Zinc prices are likely to trade in the range of $950/tonne to $2,500/tonne at the LME and Rs 45/kg to Rs 120/kg. Nickel prices would be tied to the fate of the steel industry and the price may trade in the range of $8,500/tonne to $20,000/tonne at LME and Rs 400/kg to Rs. 960/kg in domestic markets.

Crude oil

Crude oil prices started 2008 with a bang, as prices crossed $100 per barrel for the first time in February. High economic growth over the last 4 years led to rise in demand for energy. Demand from China, the world’s second largest oil consumer, almost doubled. The rally in oil prices accelerated after May and prices touched an all time high of $147.27 per barrel on July 11.

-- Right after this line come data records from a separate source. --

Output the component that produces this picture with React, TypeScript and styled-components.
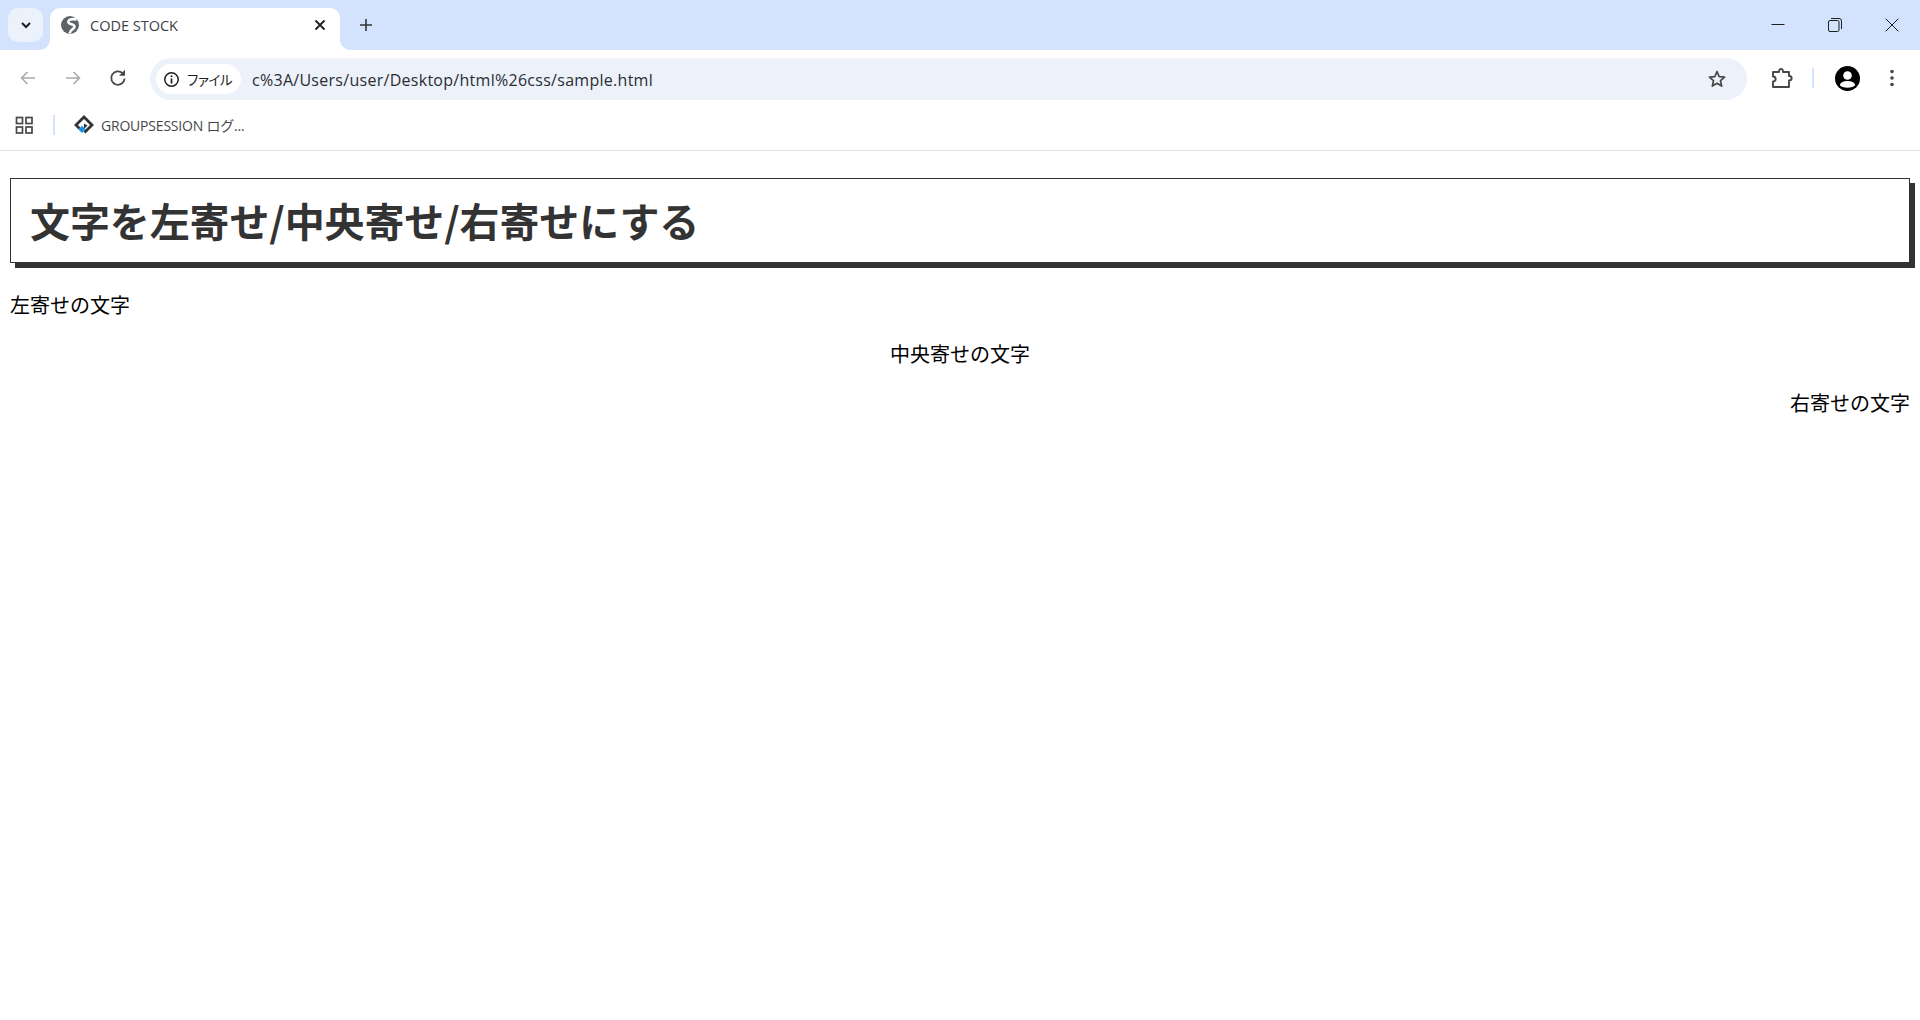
import React from "react";
import styled, { createGlobalStyle } from "styled-components";

const GlobalStyle = createGlobalStyle`
  html, body {
    margin: 0;
    padding: 0;
    background: #fff;
    font-family: "Noto Sans CJK JP", "Noto Sans", sans-serif;
  }
`;

const Browser = styled.div`
  width: 1920px;
  height: 1020px;
  overflow: hidden;
  display: flex;
  flex-direction: column;
`;

const TabStrip = styled.div`
  height: 50px;
  flex: none;
  background: #d3e3fd;
  display: flex;
  align-items: flex-start;
  padding-left: 8px;
`;

const TabSearch = styled.div`
  width: 35px;
  height: 34px;
  margin-top: 8px;
  border-radius: 10px;
  background: #ecf2fc;
  display: flex;
  align-items: center;
  justify-content: center;
`;

const Tab = styled.div`
  position: relative;
  width: 290px;
  height: 42px;
  margin: 8px 0 0 7px;
  padding: 0 13px 8px 11px;
  box-sizing: border-box;
  background: #fff;
  border-radius: 10px 10px 0 0;
  display: flex;
  align-items: center;
  gap: 11px;

  &::before,
  &::after {
    content: "";
    position: absolute;
    bottom: 0;
    width: 10px;
    height: 10px;
  }
  &::before {
    left: -10px;
    background: radial-gradient(circle at 0 0, transparent 9.5px, #fff 10px);
  }
  &::after {
    right: -10px;
    background: radial-gradient(circle at 100% 0, transparent 9.5px, #fff 10px);
  }
`;

const TabTitle = styled.span`
  flex: 1;
  font-family: "Open Sans", "Noto Sans", sans-serif;
  font-size: 14.5px;
  color: #3c4043;
`;

const NewTab = styled.div`
  width: 28px;
  height: 28px;
  margin: 11px 0 0 12px;
  display: flex;
  align-items: center;
  justify-content: center;
`;

const WindowControls = styled.div`
  margin-left: auto;
  display: flex;
`;

const WindowButton = styled.div`
  width: 57px;
  height: 49px;
  display: flex;
  align-items: center;
  justify-content: center;
`;

const Toolbar = styled.div`
  height: 54px;
  flex: none;
  background: #fff;
  border-radius: 10px 10px 0 0;
  padding: 8px 0 0 10px;
  box-sizing: border-box;
  display: flex;
  align-items: flex-start;
`;

const NavButton = styled.div`
  width: 36px;
  height: 40px;
  margin-right: 9px;
  display: flex;
  align-items: center;
  justify-content: center;
`;

const Omnibox = styled.div`
  width: 1597px;
  height: 42px;
  margin-left: 5px;
  box-sizing: border-box;
  padding: 0 20px 0 6px;
  border-radius: 21px;
  background: #ecf1fa;
  display: flex;
  align-items: center;
`;

const FileChip = styled.div`
  width: 85px;
  height: 30px;
  box-sizing: border-box;
  padding-left: 7px;
  border-radius: 15px;
  background: #fff;
  display: flex;
  align-items: center;
  gap: 7px;
  font-size: 13.5px;
  font-weight: 400;
  font-feature-settings: "palt";
  letter-spacing: -0.4px;
  color: #1f1f1f;
`;

const Url = styled.span`
  flex: 1;
  margin-left: 11px;
  padding-top: 1px;
  font-family: "Open Sans", "Noto Sans", sans-serif;
  font-size: 16px;
  letter-spacing: 0.28px;
  color: #2b2d31;
`;

const ToolbarIcons = styled.div`
  display: flex;
  align-items: center;
  height: 40px;
`;

const ToolbarSlot = styled.div<{ $left: number }>`
  margin-left: ${(p) => p.$left}px;
  display: flex;
  align-items: center;
`;

const Divider = styled.div<{ $left: number }>`
  width: 2px;
  height: 20px;
  margin-left: ${(p) => p.$left}px;
  background: #d3e3fd;
`;

const BookmarkBar = styled.div`
  height: 47px;
  flex: none;
  box-sizing: border-box;
  border-bottom: 1px solid #dfe1e5;
  padding: 0 0 4px 15px;
  display: flex;
  align-items: center;
`;

const Bookmark = styled.div`
  display: flex;
  align-items: center;
  gap: 7px;
  margin-left: 19px;
  font-family: "Open Sans", "Noto Sans CJK JP", sans-serif;
  font-size: 14px;
  letter-spacing: -0.2px;
  color: #474747;
`;

const Page = styled.main`
  flex: 1;
  background: #fff;
  padding: 27px 10px 0;
  font-size: 20px;
  color: #000;
`;

const Heading = styled.h1`
  margin: 0 0 27px;
  height: 85px;
  box-sizing: border-box;
  padding: 0 19px 2px;
  display: flex;
  align-items: center;
  border: 1px solid #333;
  box-shadow: 5px 5px 0 #333;
  color: #333;
  font-size: 40px;
  font-weight: 700;
  letter-spacing: -0.12px;
`;

const Line = styled.p<{ $align: "left" | "center" | "right" }>`
  margin: 0 0 19px;
  height: 30px;
  line-height: 30px;
  text-align: ${(p) => p.$align};
`;

const Globe = () => (
  <svg width="18" height="18" viewBox="0 0 18 18">
    <circle cx="9" cy="9" r="9" fill="#5f6368" />
    <path d="M15.5 3.5 C11 2.5 6.5 3.5 7.5 6.5 C8.5 9 13 7.5 13.5 10.5 C13.8 13 9.5 13 8.5 17.5" fill="none" stroke="#fff" strokeWidth="2.6" />
  </svg>
);

const Logo = () => (
  <svg width="20" height="20" viewBox="0 0 20 20">
    <path d="M5.5 13.5 L2 10 L10 2 L18 10 L10.5 17.5" fill="none" stroke="#2f343b" strokeWidth="2.8" />
    <path d="M10 8.5 L13.5 10.5 L10 14 Z" fill="#2f343b" />
    <path d="M8 10.8 L11.6 14.4 L8 18 L4.4 14.4 Z" fill="#1a8fe3" />
  </svg>
);

export default function App() {
  return (
    <Browser>
      <GlobalStyle />
      <TabStrip>
        <TabSearch>
          <svg width="14" height="14" viewBox="0 0 14 14">
            <path d="M3 5 L7 9 L11 5" fill="none" stroke="#1f1f1f" strokeWidth="2" />
          </svg>
        </TabSearch>
        <Tab>
          <Globe />
          <TabTitle>CODE STOCK</TabTitle>
          <svg width="14" height="14" viewBox="0 0 14 14">
            <path d="M2.5 2.5 L11.5 11.5 M11.5 2.5 L2.5 11.5" stroke="#1f1f1f" strokeWidth="1.8" />
          </svg>
        </Tab>
        <NewTab>
          <svg width="14" height="14" viewBox="0 0 14 14">
            <path d="M7 1 V13 M1 7 H13" stroke="#333" strokeWidth="1.6" />
          </svg>
        </NewTab>
        <WindowControls>
          <WindowButton>
            <svg width="14" height="14" viewBox="0 0 14 14">
              <path d="M0.5 6.5 H13.5" stroke="#1f1f1f" strokeWidth="1" />
            </svg>
          </WindowButton>
          <WindowButton>
            <svg width="14" height="14" viewBox="0 0 14 14" fill="none" stroke="#1f1f1f">
              <rect x="0.5" y="2.5" width="10.5" height="11" rx="1.5" />
              <path d="M3 0.5 H11 Q13.5 0.5 13.5 3 V11" />
            </svg>
          </WindowButton>
          <WindowButton>
            <svg width="14" height="14" viewBox="0 0 14 14">
              <path d="M0.7 0.7 L13.3 13.3 M13.3 0.7 L0.7 13.3" stroke="#1f1f1f" strokeWidth="1" />
            </svg>
          </WindowButton>
        </WindowControls>
      </TabStrip>
      <Toolbar>
        <NavButton>
          <svg width="18" height="18" viewBox="0 0 18 18" fill="none" stroke="#a9abad" strokeWidth="1.6">
            <path d="M16 9 H2.5 M8.5 3 L2.5 9 L8.5 15" />
          </svg>
        </NavButton>
        <NavButton>
          <svg width="18" height="18" viewBox="0 0 18 18" fill="none" stroke="#a9abad" strokeWidth="1.6">
            <path d="M2 9 H15.5 M9.5 3 L15.5 9 L9.5 15" />
          </svg>
        </NavButton>
        <NavButton>
          <svg width="18" height="18" viewBox="0 0 18 18" fill="none">
            <path d="M15.6 9.5 A6.7 6.7 0 1 1 13.6 4.3" stroke="#474747" strokeWidth="1.8" />
            <path d="M16 0.8 V6.8 H10 Z" fill="#474747" />
          </svg>
        </NavButton>
        <Omnibox>
          <FileChip>
            <svg width="17" height="17" viewBox="0 0 17 17" fill="none">
              <circle cx="8.5" cy="8.5" r="6.7" stroke="#1f1f1f" strokeWidth="1.5" />
              <path d="M8.5 7.5 V12.5" stroke="#1f1f1f" strokeWidth="1.7" />
              <circle cx="8.5" cy="5.2" r="1" fill="#1f1f1f" />
            </svg>
            ファイル
          </FileChip>
          <Url>c%3A/Users/user/Desktop/html%26css/sample.html</Url>
          <svg width="20" height="20" viewBox="0 0 20 20">
            <path d="M10 2.5 L12.2 7.6 L17.6 8.1 L13.5 11.7 L14.7 17.1 L10 14.3 L5.3 17.1 L6.5 11.7 L2.4 8.1 L7.8 7.6 Z" fill="none" stroke="#474747" strokeWidth="1.7" strokeLinejoin="round" />
          </svg>
        </Omnibox>
        <ToolbarIcons>
          <ToolbarSlot $left={24}>
            <svg width="22" height="22" viewBox="0 0 22 22">
              <path d="M2 5 H8 C8 0.8 12 0.8 12 5 H18 V9 C21.5 9 21.5 13.5 18 13.5 V20 H2 V14.5 C5.5 14.5 5.5 9.5 2 9.5 Z" fill="none" stroke="#474747" strokeWidth="1.9" strokeLinejoin="round" />
            </svg>
          </ToolbarSlot>
          <Divider $left={19} />
          <ToolbarSlot $left={21}>
            <svg width="25" height="25" viewBox="0 0 25 25">
              <circle cx="12.5" cy="12.5" r="12.5" fill="#000" />
              <circle cx="12.5" cy="9.5" r="4.3" fill="#fff" />
              <path d="M4.8 19 C6 13.5 19 13.5 20.2 19 C18 22.5 7 22.5 4.8 19 Z" fill="#fff" />
            </svg>
          </ToolbarSlot>
          <ToolbarSlot $left={30}>
            <svg width="4" height="18" viewBox="0 0 4 18">
              <circle cx="2" cy="2.5" r="1.8" fill="#474747" />
              <circle cx="2" cy="9" r="1.8" fill="#474747" />
              <circle cx="2" cy="15.5" r="1.8" fill="#474747" />
            </svg>
          </ToolbarSlot>
        </ToolbarIcons>
      </Toolbar>
      <BookmarkBar>
        <svg width="19" height="19" viewBox="0 0 19 19" fill="none" stroke="#474747" strokeWidth="1.7">
          <rect x="1.5" y="1.5" width="6" height="6" />
          <rect x="11" y="1.5" width="6" height="6" />
          <rect x="1.5" y="11" width="6" height="6" />
          <rect x="11" y="11" width="6" height="6" />
        </svg>
        <Divider $left={19} />
        <Bookmark>
          <Logo />
          GROUPSESSION ログ...
        </Bookmark>
      </BookmarkBar>
      <Page>
        <Heading>文字を左寄せ/中央寄せ/右寄せにする</Heading>
        <Line $align="left">左寄せの文字</Line>
        <Line $align="center">中央寄せの文字</Line>
        <Line $align="right">右寄せの文字</Line>
      </Page>
    </Browser>
  );
}
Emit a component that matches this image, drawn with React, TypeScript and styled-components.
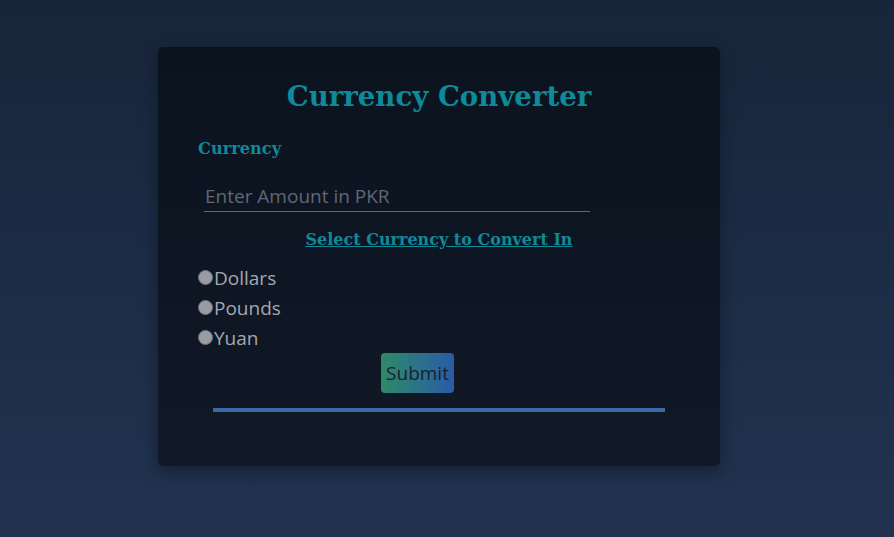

Weakening of the dollar against major currencies, rise in demand and increasing geopolitical worries supported the rally. But the situation changed dramatically in mid July, as the subprime mortgage crisis rattled the US financial market. Unprecedented losses emerging from financial turmoil led to drop in investment into oil. After July, the dollar recovered sharply as economies in European and Asian countries also suffered from the spillover effects of financial turmoil in the US. As a result, oil prices fell by over 70% from its all time peak.

Opec, which supplies over 40% of total world supply, has decided to reduce supply to shore up prices. But till date, their efforts have not helped bolster oil prices, as there is a growing fear that oil supply is likely to exceed falling demand. Market participants are also wary of the fact that Opec does not abide by its production-cuts strictly.

Efforts taken by various nations to save their economies from the current economic slowdown will come in effect from the second quarter of 2009. If Opec cuts production, then the demand-supply situation can change after the second half of 2009, which could lead to a rise in oil prices.

?Crude oil prices may remain subdued in the short term, but due to all the above-mentioned measures, prices could bounce back to above $60 per barrel in the second half of 2009. Crude prices may trade in the range of $27/barrel to $70/barrel. Locally, crude oil prices will trade from Rs 1,500/ barrel to Rs 3,400/barrel,? he said.